On one hand, you have to understand where they're coming from. Television stations want you to watch their shows, but in order to finance production of those shows stations need you to watch advertising.

On the other hand, as a viewer, we all know commercials suck. The vast majority of them aren't creative, every other commercial is a lame car ad, and it gets old being told you need to buy things you really don't need.

So you can see how the invention of devices such as TiVo and cable company-supplied digital video recorders leaves television stations in a bind. They want you to watch the show, but they also need you to watch the ads.

I say this because my TiVo broke.

Normally I don't watch a lot of television, at least not a lot of non-sports-related shows. If I run across a good prison documentary marathon on the National Geographic Channel, I'll be hooked. Should I stumble across a "Victory at Sea" run, I'll hop aboard. But very rarely do I go out of my way to watch a television show.

Except for the ones I "TiVo" (how often does a trademarked name become a verb anyway?). I'm hooked on trashy reality shows. "I Love New York" might be the single greatest argument for completing one's education this country has ever seen, and if it's not then "Flavor of Love," which spawned "I Love New York," certainly is.

"America's Most Smartest Model" won't split the atom, and neither will "A Shot at Love with Tila Tequlia" (I swear that's a real show), wherein both male and female contestants vie to win the affection and two-month love of their life affair with a bisexual whose famous because...I have no idea. Don't even get me started on "Rock of Love."

The thing is, I would never go out of my way to watch these shows. I don't even know what time they're on. But my TiVo knows, or at least it knew until the motherboard fried.
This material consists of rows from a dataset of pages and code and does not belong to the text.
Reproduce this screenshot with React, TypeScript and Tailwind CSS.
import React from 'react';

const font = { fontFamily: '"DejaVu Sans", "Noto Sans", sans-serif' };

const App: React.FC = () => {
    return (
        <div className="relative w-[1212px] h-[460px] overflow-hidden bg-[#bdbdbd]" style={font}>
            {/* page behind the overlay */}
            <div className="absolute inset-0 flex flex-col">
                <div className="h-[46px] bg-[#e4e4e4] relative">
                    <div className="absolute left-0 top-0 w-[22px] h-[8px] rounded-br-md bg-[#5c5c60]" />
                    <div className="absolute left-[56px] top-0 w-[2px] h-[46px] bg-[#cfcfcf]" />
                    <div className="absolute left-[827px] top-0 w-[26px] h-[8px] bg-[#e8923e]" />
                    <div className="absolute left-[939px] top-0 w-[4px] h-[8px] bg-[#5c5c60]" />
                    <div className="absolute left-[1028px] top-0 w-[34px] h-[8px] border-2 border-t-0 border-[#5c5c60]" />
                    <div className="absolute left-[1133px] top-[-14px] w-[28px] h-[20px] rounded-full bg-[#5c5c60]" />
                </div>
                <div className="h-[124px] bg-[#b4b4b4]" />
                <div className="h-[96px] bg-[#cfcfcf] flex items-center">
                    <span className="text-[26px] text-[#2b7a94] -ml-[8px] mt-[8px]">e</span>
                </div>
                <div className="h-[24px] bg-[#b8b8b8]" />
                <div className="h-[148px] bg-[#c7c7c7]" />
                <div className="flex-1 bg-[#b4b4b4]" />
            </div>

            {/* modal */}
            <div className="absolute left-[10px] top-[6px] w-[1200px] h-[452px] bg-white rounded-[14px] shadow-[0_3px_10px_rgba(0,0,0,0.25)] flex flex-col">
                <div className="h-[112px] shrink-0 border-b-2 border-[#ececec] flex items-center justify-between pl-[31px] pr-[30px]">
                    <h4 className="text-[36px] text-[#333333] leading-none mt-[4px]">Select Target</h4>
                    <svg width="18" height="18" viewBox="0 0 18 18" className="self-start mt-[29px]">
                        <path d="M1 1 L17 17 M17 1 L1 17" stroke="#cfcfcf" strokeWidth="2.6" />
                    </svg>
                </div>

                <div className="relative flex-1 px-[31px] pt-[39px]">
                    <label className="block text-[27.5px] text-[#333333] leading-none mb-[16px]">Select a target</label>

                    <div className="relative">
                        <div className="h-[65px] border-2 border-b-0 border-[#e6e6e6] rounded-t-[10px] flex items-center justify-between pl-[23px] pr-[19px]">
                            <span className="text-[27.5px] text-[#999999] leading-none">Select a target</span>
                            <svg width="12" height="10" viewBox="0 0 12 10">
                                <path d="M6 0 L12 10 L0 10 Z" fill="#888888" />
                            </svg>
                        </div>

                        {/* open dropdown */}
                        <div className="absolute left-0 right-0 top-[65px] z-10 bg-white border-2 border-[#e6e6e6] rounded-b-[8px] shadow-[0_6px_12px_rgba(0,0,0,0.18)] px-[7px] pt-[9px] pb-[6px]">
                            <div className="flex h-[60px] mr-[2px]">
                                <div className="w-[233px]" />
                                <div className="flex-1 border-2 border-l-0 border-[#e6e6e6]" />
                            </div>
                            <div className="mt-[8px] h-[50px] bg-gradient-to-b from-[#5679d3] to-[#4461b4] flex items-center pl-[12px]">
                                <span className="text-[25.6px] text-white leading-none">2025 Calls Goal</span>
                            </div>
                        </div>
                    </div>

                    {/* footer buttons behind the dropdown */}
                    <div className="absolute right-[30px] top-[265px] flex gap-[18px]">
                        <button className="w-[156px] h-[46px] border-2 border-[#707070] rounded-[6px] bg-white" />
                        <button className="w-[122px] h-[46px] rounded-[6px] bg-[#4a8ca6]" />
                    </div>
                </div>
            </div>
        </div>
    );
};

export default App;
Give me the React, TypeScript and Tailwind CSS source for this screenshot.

And because my TiVo knew, I watched them, sans commercials of course.

It's specifically because I don't have to watch the ads that I watch these shows, so I'm sort of doing the network a half a favor: I'm watching their products, but I'm not subjecting myself to inane advertisements. In other words I'm buying the product without paying for it.

In an attempt to get around this, networks have taken to starting shows three minutes early, or late; they run shows at 34 minutes in length or shows start at the quarter hour. Real difficult maneuvers to figure out.

I've been out of the loop since my TiVo went down. Apparently a DSL line anywhere in the same zip code as a TiVo will burn up the motherboard, so thankfully the company is replacing it for free.

Until then, I'll continue spending my nights reading books, playing guitar, watching movies, maybe a prison doc if I find one. Because if I have to sit through advertisements in order to watch shows I'm too embarrassed to admit in person that I watch, I'm not watching.

That's the conundrum facing television stations and advertisers. Because I'm not the only one.